When did Pharoah's heart become hardened? Chapters 1-14 of Exodus detail the captivity and release of the Israelites from Egyptian bondage. Eventually, the king, Pharoah, reluctantly released the Israelites after suffering 10 terrible plagues from God, each more severe than the previous one. At the end of each plague, Pharoah would ask the Lord to relent, and verses, similar to the following, would detail what would happen next:
"And Pharaoh sent and called for Moses and Aaron, and said to them, 'I have sinned this time. The LORD is righteous, and my people and I are wicked. Entreat the LORD, that there may be no more mighty thundering and hail, for it is enough. I will let you go, and you shall stay no longer.'
"So Moses said to him, 'As soon as I have gone out of the city, I will spread out my hands to the LORD; the thunder will cease, and there will be no more hail, that you may know that the earth is the LORD's. But as for you and your servants, I know that you will not yet fear the LORD God.'
"So Moses went out of the city from Pharaoh and spread out his hands to the LORD; then the thunder and the hail ceased, and the rain was not poured on the earth.
"And when Pharaoh saw that the rain, the hail, and the thunder had ceased, he sinned yet more; and he hardened his heart, he and his servants. So the heart of Pharaoh was hard; neither would he let the children of Israel go, as the LORD had spoken by Moses. " Exodus 9:27-35
Not only do we see that Pharoah's heart was hardened by the relief from the plagues, but we also see that it was Pharoah who actually hardened his heart. Since Pharoah was a proud, stubborn, and arrogant man, any signs that were shown to Pharoah by God only served to harden his impenitent heart. In this way both God and Pharoah contributed to hardening Pharoah's heart. Ultimately, it was Pharoah who actually hardened his own heart by refusing to repent and obey God. God only forced him to choose.
Just as Pharoah's heart was hardened by God's miraculous signs, the gospel and God's truth also harden peoples hearts who refuse to accept it - even today. Please kind reader, consider these passages and weigh them carefully in your mind. If you were previously convinced that Calvinism is true, then probably you have many questions and other passages you wish to consider. These passages and many more points may better fall into our further studies regarding the other tenets of Calvinism. This is to be expected since Calvinism is such a highly connected and logical set of beliefs.

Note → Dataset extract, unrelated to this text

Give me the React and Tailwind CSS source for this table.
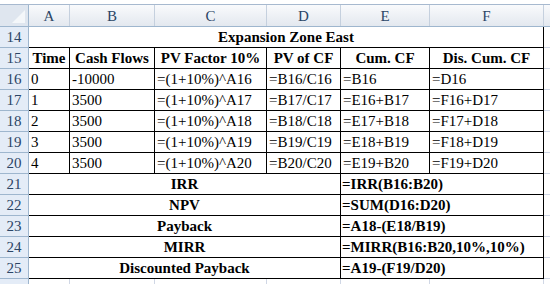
import React from "react";

const GRID = "border-[#d0d7e5]";

function RowHead({ n }) {
    return (
        <div className="w-[29px] shrink-0 h-full bg-[#e4ecf7] border-r border-b border-[#9eb6ce] text-[#2b4566] flex items-center justify-center text-[15px]">
            {n}
        </div>
    );
}

function Cell({ w, className = "", children }) {
    return (
        <div className={`${w} shrink-0 h-full border-r border-b flex items-center whitespace-nowrap overflow-hidden ${className}`}>
            {children}
        </div>
    );
}

function DataRow({ n, a, b, c, d, e, f }) {
    return (
        <div className="flex h-[21px]">
            <RowHead n={n} />
            <Cell w="w-[41px]" className="border-black pl-[2px]">{a}</Cell>
            <Cell w="w-[85px]" className="border-black pl-[2px]">{b}</Cell>
            <Cell w="w-[112px]" className="border-black pl-[2px]">{c}</Cell>
            <Cell w="w-[74px]" className="border-black pl-[2px]">{d}</Cell>
            <Cell w="w-[89px]" className="border-black pl-[2px]">{e}</Cell>
            <Cell w="w-[114px]" className="border-black pl-[2px]">{f}</Cell>
            <div className={`flex-1 h-full border-b ${GRID}`} />
        </div>
    );
}

function SummaryRow({ n, label, formula }) {
    return (
        <div className="flex h-[21px]">
            <RowHead n={n} />
            <Cell w="w-[312px]" className="border-black justify-center font-bold">{label}</Cell>
            <Cell w="w-[203px]" className="border-black pl-[1px] font-bold">{formula}</Cell>
            <div className={`flex-1 h-full border-b ${GRID}`} />
        </div>
    );
}

export default function App() {
    const cols = [
        { l: "A", w: "w-[41px]" },
        { l: "B", w: "w-[85px]" },
        { l: "C", w: "w-[112px]" },
        { l: "D", w: "w-[74px]" },
        { l: "E", w: "w-[89px]" },
        { l: "F", w: "w-[114px]" },
    ];

    const data = [
        { n: 16, a: "0", b: "-10000", c: "=(1+10%)^A16", d: "=B16/C16", e: "=B16", f: "=D16" },
        { n: 17, a: "1", b: "3500", c: "=(1+10%)^A17", d: "=B17/C17", e: "=E16+B17", f: "=F16+D17" },
        { n: 18, a: "2", b: "3500", c: "=(1+10%)^A18", d: "=B18/C18", e: "=E17+B18", f: "=F17+D18" },
        { n: 19, a: "3", b: "3500", c: "=(1+10%)^A19", d: "=B19/C19", e: "=E18+B19", f: "=F18+D19" },
        { n: 20, a: "4", b: "3500", c: "=(1+10%)^A20", d: "=B20/C20", e: "=E19+B20", f: "=F19+D20" },
    ];

    const summary = [
        { n: 21, label: "IRR", formula: "=IRR(B16:B20)" },
        { n: 22, label: "NPV", formula: "=SUM(D16:D20)" },
        { n: 23, label: "Payback", formula: "=A18-(E18/B19)" },
        { n: 24, label: "MIRR", formula: "=MIRR(B16:B20,10%,10%)" },
        { n: 25, label: "Discounted Payback", formula: "=A19-(F19/D20)" },
    ];

    return (
        <div className="w-[550px] h-[284px] overflow-hidden bg-white text-black text-[15px] leading-[20px] font-['Liberation_Serif',serif]">
            {/* formula bar edge */}
            <div className="h-[5px] bg-white border-b border-[#a7b9cf]" />

            {/* column headers */}
            <div className="flex h-[22px] border-b border-[#9eb6ce]">
                <div className="w-[29px] shrink-0 h-full bg-[#dfe6ef] border-r border-[#9eb6ce] relative">
                    <div className="absolute right-[3px] bottom-[3px] w-0 h-0 border-l-[13px] border-l-transparent border-b-[13px] border-b-[#f4f7fa]" />
                </div>
                {cols.map((c) => (
                    <div
                        key={c.l}
                        className={`${c.w} shrink-0 h-full bg-gradient-to-b from-[#f9fafc] to-[#e3e8ef] border-r border-[#c5d0de] text-[#2b4566] flex items-center justify-center`}
                    >
                        {c.l}
                    </div>
                ))}
                <div className="flex-1 h-full bg-gradient-to-b from-[#f9fafc] to-[#e3e8ef]" />
            </div>

            {/* row 14 title */}
            <div className="flex h-[21px]">
                <RowHead n={14} />
                <Cell w="w-[515px]" className="border-black justify-center font-bold">Expansion Zone East</Cell>
                <div className={`flex-1 h-full border-b ${GRID}`} />
            </div>

            {/* row 15 headers */}
            <div className="flex h-[21px]">
                <RowHead n={15} />
                <Cell w="w-[41px]" className="border-black justify-center font-bold">Time</Cell>
                <Cell w="w-[85px]" className="border-black justify-center font-bold">Cash Flows</Cell>
                <Cell w="w-[112px]" className="border-black justify-center font-bold">PV Factor 10%</Cell>
                <Cell w="w-[74px]" className="border-black justify-center font-bold">PV of CF</Cell>
                <Cell w="w-[89px]" className="border-black justify-center font-bold">Cum. CF</Cell>
                <Cell w="w-[114px]" className="border-black justify-center font-bold">Dis. Cum. CF</Cell>
                <div className={`flex-1 h-full border-b ${GRID}`} />
            </div>

            {data.map((r) => (
                <DataRow key={r.n} {...r} />
            ))}

            {summary.map((r) => (
                <SummaryRow key={r.n} {...r} />
            ))}

            {/* row 26, only its top edge is in view */}
            <div className="flex h-[21px]">
                <RowHead n="" />
                {cols.map((c) => (
                    <Cell key={c.l} w={c.w} className={GRID} />
                ))}
            </div>
        </div>
    );
}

Would you then continue to study with us as we begin looking at the various beliefs that arise from the implications of predestination and the absolute exercise of the sovereignty of God? If not, please consider these questions carefully and please do not dismiss them hastily without considering the logical implications of these verses. Please do not resume your life by ignoring or not answering the questions raised in this article, or else your heart may be similarly hardened by these truths.